Coverage of Labor emphasises the depressing truth that from the 1890s, Labor faithful were already making their Party a god; perhaps (despite their unctuous avowals of Christian belief) they had simply never heard of the First Commandment. From this blasphemous over-estimation of the Party's moral value, both of Labor's greatest vices derive: its childish deification of mateship - which syndrome covers even Lionel Murphy's multitude of sins - and its equally childish demonisation of internal critics as "rats". Well before Federation, Labor had forced out the aforementioned Cook (then its NSW parliamentary leader), simply because Cook refused to vow blind obedience to head office's wheeler-dealers.
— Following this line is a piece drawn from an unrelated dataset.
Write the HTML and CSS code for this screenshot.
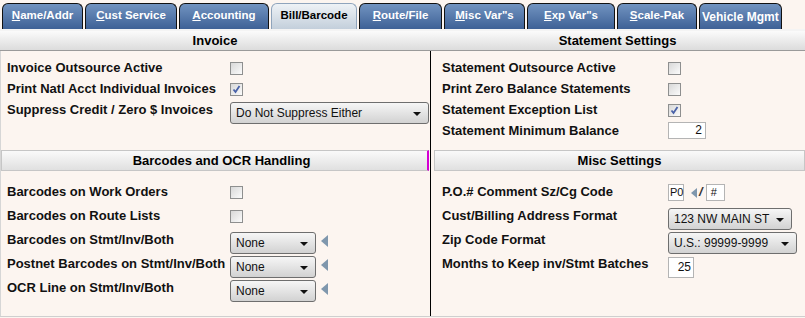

Michelle Grattan - who provides the description of Howard - eschews, as do her colleagues, sustained prophesying about the Lodge's likely future. It is worth remembering that Barton, Deakin, Menzies and Whitlam all possessed some purely intellectual significance, which now makes them resemble blasts from a Jurassic past. All four became parliamentarians through a shortage of other career options. Today, a clever youth from a modest background will almost never dream of a parliamentary livelihood; he is far more likely to end up in the IT sector, to produce his own samizdat-style magazine, or to help run a think-tank.
Since membership of all major parties has fallen to a post-1945 low - illustrating these parties' continued failure to command adult minds' loyalty - the dearth of future Prime Ministerial talent will presumably remain unless the party organisations themselves are, in effect, updated out of existence. Much depends here on those who, like Mark Latham, have acquired reputations as original thinkers. Does their intellectual courage extend to combatting the nihilistic drongos in their own - rather than merely others' - ranks? Or will they, if given serious power, fall back on the Gorbachev delusion that you can cure a corrupt system simply by tinkering with it?